Perhaps it's not valid, but I tested my fixes by saving state just before level 2 loads. I was able to easily repro the problem, tweak values progressively, and eventually see it disappear, always by loading my save state file.

Thanks for responding!
Re: IRQ and NMI consume 7 CPU cycles
by on (#215674)
necrobump :shock:

Anything new? My emu STILL has the flickering problem. Any "final word" about this issue?
Re: IRQ and NMI consume 7 CPU cycles
by on (#215675)
Wow, how strange that you should bump this now as I had literally just chatted about this issue two days ago on TMR's Twitch stream while he was speed-running Battletoads!

I haven't learned or seen anything more on this topic. I stopped working on my nes emulator a while ago, and had to re-read this thread a few times just to refresh my memory :) Would love to know if there's been any progress on why this seems to happen to so many of us that write emulators following the docs on the wiki.

(P.S. Shameless plug: I've since been working on a Vectrex emulator, and have been streaming it on Twitch here in case that's interesting to anyone :))
Re: IRQ and NMI consume 7 CPU cycles
by on (#216973)
Speaking of Marble Madness, the glitched-text-box issue doesn't appear in my emulator, but there is another problem: a flickering on the top of the screen when the game starts.

I don't know the cause of the problem, but as I remember correctly, FCEUX doesn't produce any of the mentioned glitches.
Re: IRQ and NMI consume 7 CPU cycles
by on (#217077)
Silly question.

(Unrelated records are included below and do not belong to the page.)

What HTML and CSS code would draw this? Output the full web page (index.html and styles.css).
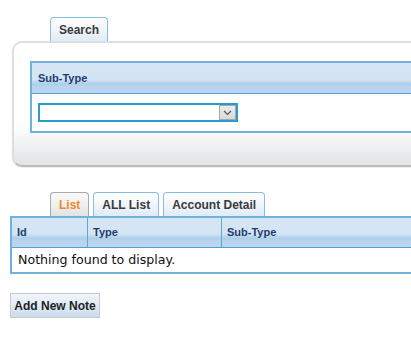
FILE: index.html
```html
<!DOCTYPE html>
<html lang="en">

<head>
     <meta charset="UTF-8">
     <meta name="viewport" content="width=device-width, initial-scale=1.0">
     <title>Notes</title>
     <link rel="stylesheet" href="styles.css">
</head>

<body>
     <div class="page">

          <!-- Search panel -->
          <div class="search-box">
               <div class="tabs">
                    <span class="tab">Search</span>
               </div>
               <div class="panel">
                    <div class="grid search-grid">
                         <div class="grid-head">
                              <div class="head-cell">Sub-Type</div>
                         </div>
                         <div class="search-row">
                              <div class="select">
                                   <span class="select-value"></span>
                                   <span class="select-arrow">
                                        <svg width="9" height="6" viewBox="0 0 9 6">
                                             <path d="M1 1 L4.5 4.5 L8 1" fill="none" stroke="#555" stroke-width="1.2"/>
                                        </svg>
                                   </span>
                              </div>
                         </div>
                    </div>
               </div>
          </div>

          <!-- Result list -->
          <div class="list-box">
               <div class="tabs">
                    <span class="tab active">List</span>
                    <span class="tab">ALL List</span>
                    <span class="tab">Account Detail</span>
               </div>
               <div class="grid list-grid">
                    <div class="grid-head">
                         <div class="head-cell col-id">Id</div>
                         <div class="head-cell col-type">Type</div>
                         <div class="head-cell col-sub">Sub-Type</div>
                    </div>
                    <div class="empty-row">Nothing found to display.</div>
               </div>
          </div>

          <button class="add-btn">Add New Note</button>
     </div>
</body>

</html>
```

FILE: styles.css
```css
html,
body {
     margin: 0;
     padding: 0;
     background: #fff;
}

.page {
     width: 411px;
     height: 349px;
     overflow: hidden;
     font-family: "Liberation Sans", Arial, sans-serif;
}

/* tabs */
.tabs {
     display: flex;
     gap: 4px;
     padding-left: 50px;
     height: 24px;
}

.tab {
     box-sizing: border-box;
     height: 24px;
     padding: 0 8px;
     line-height: 24px;
     font-size: 12px;
     font-weight: bold;
     color: #3a3a3a;
     border: 1px solid #86bde3;
     border-bottom: none;
     border-radius: 4px 4px 0 0;
     background: linear-gradient(to bottom, #ffffff 0%, #f4f8fc 40%, #dfebf7 100%);
}

.tab.active {
     color: #f08a26;
     border-color: #a9a9a9;
     background: linear-gradient(to bottom, #fafafa 0%, #f0f0f0 50%, #e2e2e2 100%);
}

.tab.wide {
     padding: 0 7px;
}

/* search panel */
.search-box {
     padding-top: 17px;
}

.search-box .tabs {
     padding-left: 38px;
     margin-left: 12px;
}

.panel {
     margin-left: 12px;
     width: 600px;
     padding: 18px 0 32px 16px;
     border: 2px solid #dedede;
     border-bottom-color: #bcbcbc;
     border-radius: 10px;
     box-shadow: 0 1px 1px rgba(0, 0, 0, 0.08);
     background: linear-gradient(to bottom, #ffffff 0%, #ffffff 66%, #f3f5f5 80%, #e0e4e5 100%);
}

/* grids */
.grid {
     border: 2px solid #70b2dc;
     background: #fff;
}

.grid-head {
     display: flex;
     border-bottom: 1px solid #4aa3d3;
     background: linear-gradient(to bottom, #d6e6f5 0%, #d4e4f4 55%, #abcfe9 70%, #bbd3ee 80%, #bdd4ef 100%);
}

.head-cell {
     box-sizing: border-box;
     font-size: 11px;
     font-weight: bold;
     color: #1d3c6e;
}

.search-grid .grid-head {
     height: 30px;
}

.search-grid .head-cell {
     line-height: 30px;
     padding-left: 6px;
}

.search-row {
     height: 37px;
     padding: 9px 0 0 6px;
     box-sizing: border-box;
}

.select {
     display: flex;
     box-sizing: border-box;
     width: 200px;
     height: 19px;
     border: 2px solid #2a9ad2;
     background: #fff;
}

.select-value {
     flex: 1;
}

.select-arrow {
     box-sizing: border-box;
     width: 17px;
     display: flex;
     align-items: center;
     justify-content: center;
     border: 1px solid #a8a8a8;
     background: linear-gradient(to bottom, #ececec, #dadada);
}

/* result list */
.list-box {
     margin-top: 25px;
}

.list-grid {
     margin-left: 10px;
     width: 600px;
}

.list-grid .grid-head {
     height: 29px;
}

.list-grid .head-cell {
     line-height: 29px;
     padding-left: 5px;
     border-right: 1px solid #5aaad8;
}

.list-grid .col-id {
     width: 76px;
}

.list-grid .col-type {
     width: 134px;
}

.list-grid .col-sub {
     flex: 1;
     border-right: none;
}

.empty-row {
     height: 24px;
     line-height: 24px;
     padding-left: 6px;
     font-family: "DejaVu Sans", Verdana, sans-serif;
     font-size: 12.6px;
     color: #111;
}

.add-btn {
     display: block;
     margin: 19px 0 0 10px;
     width: 90px;
     height: 25px;
     padding: 0;
     font-family: "Liberation Sans", Arial, sans-serif;
     font-size: 12px;
     font-weight: bold;
     color: #222;
     border: 1px solid #c9c9c9;
     background: linear-gradient(to bottom, #f0f5fa 0%, #dfeaf5 50%, #c9dcee 100%);
     cursor: pointer;
}
```
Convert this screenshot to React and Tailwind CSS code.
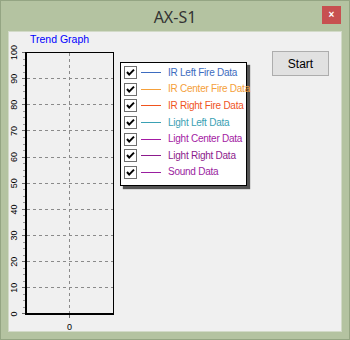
import React from "react";

const series = [
  { name: "IR Left Fire Data", color: "#3d6cc0" },
  { name: "IR Center Fire Data", color: "#f5a03a" },
  { name: "IR Right Fire Data", color: "#f0541e" },
  { name: "Light Left Data", color: "#3aa1b4" },
  { name: "Light Center Data", color: "#a31aa3" },
  { name: "Light Right Data", color: "#8c1b8c" },
  { name: "Sound Data", color: "#9a1ea0" },
];

function Chart() {
  const bottom = 282;
  const step = 26.15;
  const vals = [0, 10, 20, 30, 40, 50, 60, 70, 80, 90, 100];
  const minor = [];
  for (let k = 0; k < 40; k++) {
    if (k % 4 === 0) continue;
    minor.push(Math.floor(bottom - (k * step) / 4) + 0.5);
  }
  return (
    <svg width="111" height="299" className="block shrink-0" style={{ fontFamily: '"Liberation Sans", Arial, sans-serif' }}>
      <text x="21" y="10.5" fontSize="10.5" fill="#0000ff">Trend Graph</text>
      {vals.slice(1, 10).map((v, i) => {
        const y = Math.floor(bottom - (i + 1) * step) + 0.5;
        return <line key={v} x1="18" x2="104" y1={y} y2={y} stroke="#8a8a8a" strokeDasharray="3 3" />;
      })}
      <line x1="60.5" x2="60.5" y1="21" y2="281" stroke="#8a8a8a" strokeDasharray="3 3" />
      {minor.map((y, i) => (
        <line key={i} x1="14" x2="16" y1={y} y2={y} stroke="#9a9a9a" />
      ))}
      {vals.map((v, i) => {
        const y = i === 0 ? 281.5 : i === 10 ? 20.5 : Math.floor(bottom - i * step) + 0.5;
        return <line key={"t" + v} x1="13" x2="16" y1={y} y2={y} stroke="#6a6a6a" />;
      })}
      <line x1="17" x2="104.5" y1="20.5" y2="20.5" stroke="#000" />
      <line x1="104.5" x2="104.5" y1="20" y2="282" stroke="#000" />
      <line x1="17" x2="17" y1="20" y2="283" stroke="#000" strokeWidth="2" />
      <line x1="16" x2="105" y1="282" y2="282" stroke="#000" strokeWidth="2" />
      <line x1="60.5" x2="60.5" y1="283" y2="286" stroke="#6a6a6a" />
      {vals.map((v, i) => {
        const y = bottom - i * step;
        return (
          <text key={"l" + v} transform={`translate(8.2,${y}) rotate(-90)`} textAnchor="middle" fontSize="9" fill="#000">
            {v}
          </text>
        );
      })}
      <text x="60.5" y="298" textAnchor="middle" fontSize="9" fill="#000">0</text>
    </svg>
  );
}

function Check() {
  return (
    <div className="w-[13px] h-[13px] shrink-0 border border-[#707070] bg-white flex items-center justify-center">
      <svg width="11" height="11" viewBox="0 0 11 11">
        <path d="M2 5 L4.2 7.6 L9 2.6" fill="none" stroke="#000" strokeWidth="2" />
      </svg>
    </div>
  );
}

export default function App() {
  return (
    <div className="w-[350px] h-[340px] bg-[#b4c3a1] border border-[#94a583] flex flex-col" style={{ fontFamily: '"Liberation Sans", Arial, sans-serif' }}>
      <div className="h-[30px] shrink-0 relative flex items-center justify-center">
        <span className="text-[16px] text-[#333] leading-none mt-[1px]" style={{ fontFamily: '"Noto Sans", "Open Sans", sans-serif' }}>AX-S1</span>
        <div className="absolute left-[321px] top-[5px] w-[19px] h-[18px] bg-[#c75050] flex items-center justify-center text-white text-[10px] font-bold leading-none">
          ×
        </div>
      </div>
      <div className="mx-[7px] mb-[7px] flex-1 border border-[#d2dac8] bg-[#f0f0f0] flex items-start">
        <Chart />
        <div className="mt-[30px] ml-[0px] w-[127px] h-[124px] shrink-0 border border-black bg-white shadow-[3px_3px_1px_rgba(0,0,0,0.65)] pt-[1.5px]">
          {series.map((s) => (
            <div key={s.name} className="h-[16.6px] flex items-center pl-[3px]">
              <Check />
              <div className="ml-[4px] w-[20px] h-px shrink-0" style={{ backgroundColor: s.color }} />
              <span className="ml-[7px] text-[10px] tracking-[-0.25px] whitespace-nowrap leading-none" style={{ color: s.color }}>
                {s.name}
              </span>
            </div>
          ))}
        </div>
        <button className="ml-auto mr-[12px] mt-[19px] w-[57px] h-[25px] border border-[#adadad] bg-[#e1e1e1] text-[12px] text-black flex items-center justify-center">
          Start
        </button>
      </div>
    </div>
  );
}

But once the nestest runs, wouldn't it want to disable NMI in order to ensure the instructions are handled properly in order? I would assume the only time nmi is enabled is when it's actually at the start screen waiting for test selection. In fact, starting the emulator directly from the test address for all official opcode tests didn't show anything being written to PPU to enable NMI.
Re: IRQ and NMI consume 7 CPU cycles
by on (#217080)
Two possibilities:

A. It disables NMI before calling the test routine and reenables NMI afterward.
B. The NMI handler doesn't write to any RAM locations that the test routine uses. In a lot of my programs, for example, NMI just increments one location in zero page.